Pablo Neruda è stato ucciso. La clamorosa notizia sarà ufficializzata solo oggi dagli esperti della canadese McMaster University, dell'Università di Copenaghen e da alcuni luminari cileni che da tempo lavorano sulle spoglie del poeta ma i famigliari del Nobel della letteratura, da Madrid, la hanno già anticipata. In realtà un batterio, responsabile del botulismo, era già stato trovato nel 2017 in un molare e nelle ossa di Neruda dallo steso gruppo di esperti, smentendo la versione sempre sostenuta dalla dittatura di Pinochet del cancro alla prostata come causa della sua morte. Ora il gruppo di esperti internazionali conferma invece che i batteri trovati nei resti di Pablo Neruda «erano nel suo corpo al momento della morte», il che dimostra che è stato «avvelenato» dodici giorni dopo il colpo di stato militare dell'11 settembre di 50 anni fa.

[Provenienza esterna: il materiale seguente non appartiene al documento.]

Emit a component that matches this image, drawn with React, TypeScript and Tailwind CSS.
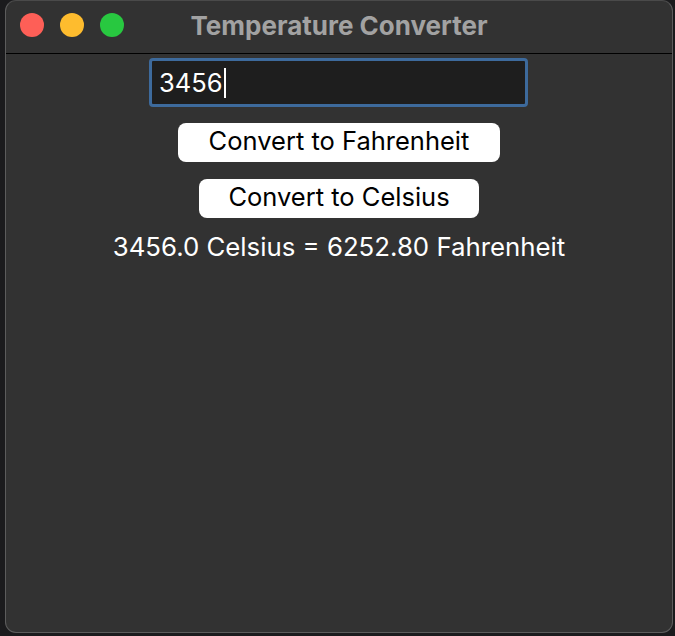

«Finalmente sappiamo che il clostridium botulinum non avrebbe dovuto essere nello scheletro di Neruda. Cosa significa? Che Neruda è stato assassinato e che ci fu un intervento nel 1973 da parte di agenti dello stato cileno», ha detto ieri all'Associated Press Rodolfo Reyes, il nipote del poeta che, in qualità di avvocato nel caso giudiziario per la morte di suo zio, ha avuto accesso in anteprima al rapporto forense: «I test indicano la presenza di una grande quantità di botulino, incompatibile con la vita umana». Il clostridium botulinum è un bacillo che si trova nel suolo, ma il team di esperti canadesi, danesi e cileni ha concluso che «non è penetrato nel cadavere di Neruda dall'interno o dall'intorno della sua bara, ma che lo aveva già nel corpo prima di morire». La tossina può causare la paralisi del sistema nervoso e, a stretto giro di posta, il decesso. Resta ancora oggi ignoto invece come e chi abbia introdotto il botulino nel poeta. «Il proiettile fatale di Neruda è stato finalmente trovato e lui lo aveva nel suo corpo. Chi lo ha sparato? Lo si vedrà presto ma non c'è dubbio che sia stato ucciso con un intervento diretto da parte di terzi», ha dichiarato il nipote.
Gran parte della famiglia di Neruda sostiene da oltre un decennio la versione di Manuel Araya, l'ex autista del poeta, secondo il quale il Nobel fu avvelenato da un'iniezione nell'addome da parte di un agente segreto del regime che si spacciava per medico della Clinica Santa María di Santiago del Cile. Araya ha detto il mese scorso ad Associated Press che pensa ancora che se Neruda «non fosse stato lasciato solo nella clinica, non lo avrebbero mai ucciso», ricordando che, su indicazione dello stesso poeta, domenica 23 settembre sua moglie, Matilde Urrutia, era con lui alla villa per ritirare le valigie che sarebbero state poi portate in Messico il giorno dopo. A metà pomeriggio Neruda chiese loro di tornare presto ma poi morì quella stessa notte. «Non era gravemente malato, aveva solo un cancro. Certo, camminava con difficoltà, aveva dolori, ma non era ancora pronto per morire», ha detto Elizabeth Flores, l'avvocato della famiglia, parte civile nel caso iniziato nel 2011 dal Partito Comunista cileno, di cui Neruda era membro. Da parte sua, il nipote Rodolfo Reyes ha confermato il racconto di Araya: Neruda aveva programmato di trasferirsi in Messico perché dall'esilio nel paese del tequila sarebbe diventato il «grande oppositore» di Pinochet.
Questo era il suo progetto ma anche il grande timore della dittatura che, per evitarlo, lo ha avvelenato. Ne è certo anche l'ambasciatore messicano in Cile all'epoca del golpe, Gonzalo Martínez Corbalá, che aveva detto ad AP di aver visto Neruda il giorno prima della sua morte, «pesava 100 chili e stava bene».